Hello!
I thought I'd ask the community about their thoughts on compatibility for a relative's laptop.
The laptop in question is an Aspire E 15 E5-573G-52G3 with a i5-5200U, GeForce 940M, 8 GB DDR3 L Memory, and 1TB HDD.
If they were willing to just buy a SSD I wouldn't even bother asking but they don't want to.
The question is basically: is Solus recommended for the above or should I flash something else?
In the long run, I might get them a SSD or something.
Thanks for reading.
Aspire E 15 E5-573G-52G3 compatibility with HDD
My only concern is the GPU, I am not quite sure if 940M is still supported by our nvidia-glx-driver-*
or nvidia-470-glx-driver-*
. Looking through online it seems that it is not supported anymore and your relative will stuck using the open source/noveau driver. That's not necessarilly a bad thing because some people says the experience is fine with noveau driver, but for gaming (or any other GPU intensive task) it is not ideal.
alfisya That completely slipped my mind, thank you for mentioning it.

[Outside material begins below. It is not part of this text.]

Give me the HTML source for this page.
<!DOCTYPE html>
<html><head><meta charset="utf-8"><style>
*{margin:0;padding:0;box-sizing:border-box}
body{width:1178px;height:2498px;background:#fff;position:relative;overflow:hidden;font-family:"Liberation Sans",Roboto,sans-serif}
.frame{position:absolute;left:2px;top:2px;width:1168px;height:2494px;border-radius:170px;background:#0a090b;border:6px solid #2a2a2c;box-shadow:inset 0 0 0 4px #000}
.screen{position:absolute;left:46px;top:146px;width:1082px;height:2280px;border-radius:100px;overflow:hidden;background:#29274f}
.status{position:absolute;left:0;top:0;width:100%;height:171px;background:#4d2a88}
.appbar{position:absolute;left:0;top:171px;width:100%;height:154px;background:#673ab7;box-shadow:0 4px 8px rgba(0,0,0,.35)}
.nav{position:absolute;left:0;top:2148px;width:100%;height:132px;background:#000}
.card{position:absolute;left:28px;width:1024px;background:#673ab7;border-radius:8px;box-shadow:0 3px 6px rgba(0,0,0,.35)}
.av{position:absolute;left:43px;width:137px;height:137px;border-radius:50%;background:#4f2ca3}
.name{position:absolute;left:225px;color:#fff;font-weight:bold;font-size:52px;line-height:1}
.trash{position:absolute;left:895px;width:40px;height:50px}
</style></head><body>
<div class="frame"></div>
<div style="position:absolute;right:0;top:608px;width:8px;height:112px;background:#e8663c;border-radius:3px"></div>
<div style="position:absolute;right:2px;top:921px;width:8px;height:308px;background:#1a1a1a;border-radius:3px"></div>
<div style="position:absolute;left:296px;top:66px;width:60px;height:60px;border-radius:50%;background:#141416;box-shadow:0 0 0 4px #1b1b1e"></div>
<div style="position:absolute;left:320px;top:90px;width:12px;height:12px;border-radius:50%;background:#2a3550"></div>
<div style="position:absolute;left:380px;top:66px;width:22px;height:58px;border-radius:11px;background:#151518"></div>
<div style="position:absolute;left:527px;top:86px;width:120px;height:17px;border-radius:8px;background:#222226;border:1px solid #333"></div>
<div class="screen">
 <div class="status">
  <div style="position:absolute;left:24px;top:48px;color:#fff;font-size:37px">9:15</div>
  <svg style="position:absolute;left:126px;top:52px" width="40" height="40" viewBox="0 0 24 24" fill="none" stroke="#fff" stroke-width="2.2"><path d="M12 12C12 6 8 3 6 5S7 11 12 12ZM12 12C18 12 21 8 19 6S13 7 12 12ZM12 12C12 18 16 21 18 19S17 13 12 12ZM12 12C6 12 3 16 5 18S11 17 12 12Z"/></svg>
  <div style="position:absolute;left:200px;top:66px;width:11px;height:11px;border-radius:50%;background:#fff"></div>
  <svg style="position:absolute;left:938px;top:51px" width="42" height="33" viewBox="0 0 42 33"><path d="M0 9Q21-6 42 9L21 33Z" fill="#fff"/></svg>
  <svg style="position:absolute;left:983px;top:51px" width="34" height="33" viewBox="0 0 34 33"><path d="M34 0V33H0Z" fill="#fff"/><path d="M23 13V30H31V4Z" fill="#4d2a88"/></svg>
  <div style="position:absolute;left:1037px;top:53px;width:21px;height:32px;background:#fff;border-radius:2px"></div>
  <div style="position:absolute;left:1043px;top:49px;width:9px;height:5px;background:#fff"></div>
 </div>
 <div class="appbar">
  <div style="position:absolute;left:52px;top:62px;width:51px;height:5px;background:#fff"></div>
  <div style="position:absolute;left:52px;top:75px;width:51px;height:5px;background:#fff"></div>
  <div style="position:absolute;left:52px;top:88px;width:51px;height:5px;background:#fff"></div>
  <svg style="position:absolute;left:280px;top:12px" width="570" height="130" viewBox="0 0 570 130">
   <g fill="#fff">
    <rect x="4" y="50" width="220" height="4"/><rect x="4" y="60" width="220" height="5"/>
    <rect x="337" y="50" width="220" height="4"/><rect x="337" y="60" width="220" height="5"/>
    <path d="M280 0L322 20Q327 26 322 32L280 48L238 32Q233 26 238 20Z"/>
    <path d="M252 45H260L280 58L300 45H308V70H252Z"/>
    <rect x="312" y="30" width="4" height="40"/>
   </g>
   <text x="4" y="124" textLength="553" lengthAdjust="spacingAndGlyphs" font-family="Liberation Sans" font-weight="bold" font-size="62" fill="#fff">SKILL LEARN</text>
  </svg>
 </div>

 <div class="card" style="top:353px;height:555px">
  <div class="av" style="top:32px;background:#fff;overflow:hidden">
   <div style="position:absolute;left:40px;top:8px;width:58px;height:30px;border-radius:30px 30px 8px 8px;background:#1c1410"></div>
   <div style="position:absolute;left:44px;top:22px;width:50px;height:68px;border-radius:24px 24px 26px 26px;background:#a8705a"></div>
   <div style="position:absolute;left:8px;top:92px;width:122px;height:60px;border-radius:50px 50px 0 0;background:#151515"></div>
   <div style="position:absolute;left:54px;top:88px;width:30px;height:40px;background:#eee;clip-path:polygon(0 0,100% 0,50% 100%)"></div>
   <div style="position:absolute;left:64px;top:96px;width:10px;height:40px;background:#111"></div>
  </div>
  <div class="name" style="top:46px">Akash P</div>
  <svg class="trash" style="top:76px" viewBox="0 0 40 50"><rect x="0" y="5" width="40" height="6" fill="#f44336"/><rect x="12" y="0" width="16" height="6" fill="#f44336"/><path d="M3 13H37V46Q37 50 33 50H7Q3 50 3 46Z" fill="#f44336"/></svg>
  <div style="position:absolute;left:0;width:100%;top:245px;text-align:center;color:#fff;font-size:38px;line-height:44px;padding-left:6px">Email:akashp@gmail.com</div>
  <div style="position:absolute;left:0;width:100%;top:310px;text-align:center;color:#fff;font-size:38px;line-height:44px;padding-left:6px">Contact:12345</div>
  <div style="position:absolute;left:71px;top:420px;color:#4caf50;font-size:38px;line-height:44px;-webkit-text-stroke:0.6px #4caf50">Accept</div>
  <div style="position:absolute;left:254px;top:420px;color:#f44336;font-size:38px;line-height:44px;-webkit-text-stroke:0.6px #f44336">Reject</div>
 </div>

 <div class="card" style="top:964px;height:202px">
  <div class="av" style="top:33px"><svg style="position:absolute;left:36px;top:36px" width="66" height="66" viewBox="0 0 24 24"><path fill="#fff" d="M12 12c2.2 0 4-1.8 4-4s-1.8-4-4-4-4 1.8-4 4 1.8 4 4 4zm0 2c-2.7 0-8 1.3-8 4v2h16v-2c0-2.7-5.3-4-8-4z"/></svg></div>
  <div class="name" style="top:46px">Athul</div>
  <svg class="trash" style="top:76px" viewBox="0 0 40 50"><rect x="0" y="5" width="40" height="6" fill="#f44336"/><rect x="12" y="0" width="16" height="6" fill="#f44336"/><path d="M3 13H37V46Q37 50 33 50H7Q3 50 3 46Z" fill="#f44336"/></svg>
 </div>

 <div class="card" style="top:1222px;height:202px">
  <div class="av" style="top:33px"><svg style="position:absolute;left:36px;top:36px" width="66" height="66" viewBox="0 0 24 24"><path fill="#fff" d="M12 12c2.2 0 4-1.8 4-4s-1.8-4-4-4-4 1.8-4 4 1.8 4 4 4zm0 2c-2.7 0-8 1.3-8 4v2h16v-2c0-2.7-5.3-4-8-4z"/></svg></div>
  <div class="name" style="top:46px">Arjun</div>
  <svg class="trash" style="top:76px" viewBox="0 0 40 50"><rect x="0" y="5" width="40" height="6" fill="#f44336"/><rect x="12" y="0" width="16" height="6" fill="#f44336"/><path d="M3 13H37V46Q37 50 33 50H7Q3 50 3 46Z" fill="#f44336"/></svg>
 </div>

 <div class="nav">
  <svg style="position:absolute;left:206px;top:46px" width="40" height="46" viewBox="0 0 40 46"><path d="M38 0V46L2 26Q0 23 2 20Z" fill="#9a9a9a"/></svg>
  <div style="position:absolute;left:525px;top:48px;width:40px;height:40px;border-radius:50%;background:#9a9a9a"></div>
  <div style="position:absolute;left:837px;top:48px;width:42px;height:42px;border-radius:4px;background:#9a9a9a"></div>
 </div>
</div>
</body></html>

As far as I'm aware, the only game they play is either version of Minecraft - java or bedrock - but they rarely play.
I could be mistaken but I think the primary usage is web browsing and YouTube with the very rare Minecraft session.
Yes, nvidia GPU is the only concern for this notebook, but thankfully, those notebooks are doing really well in Linux, (Solus as well) thanks to integrated intel GPU, that pony is good enough to pull the main workload. In any case, Windows or not, outdated nvidia GPU stress them way too much due to the high temperature.
Short-life battery to note about this notebooks too.
Using a SSD instead of a HDD makes a huge difference and the system far more responsive. I personally would never go back to a HDD.
Sebastian Apparently they were convinced to buy a Crucial P5 Plus for $30 back when NAND was in excess and they refuse to spend more for a 2.5" SSD. They would rather spend the money on another laptop but they're not looking to buy one at the moment, but their birthday is coming up or so they said.
Maybe I'll donate an old one or something.
solus-user-bird It is probably worth a quick audit of hard drive usage on the existing system. Unless there is a massive store of pictures, videos and music then 1TB drives tend to remain mostly empty especially if the computer is primarily used just for browsing. Solus has a smaller installed footprint than Windows so a smaller SSD hard drive can be used without fear of running out of space.
A smaller 128 or 256GB drive should be cheap and adequate for the task. The old 1TB rusty disk should be checked for bad sectors and then wiped and fitted into a portable usb caddy case so it can be used for backups and long term storage.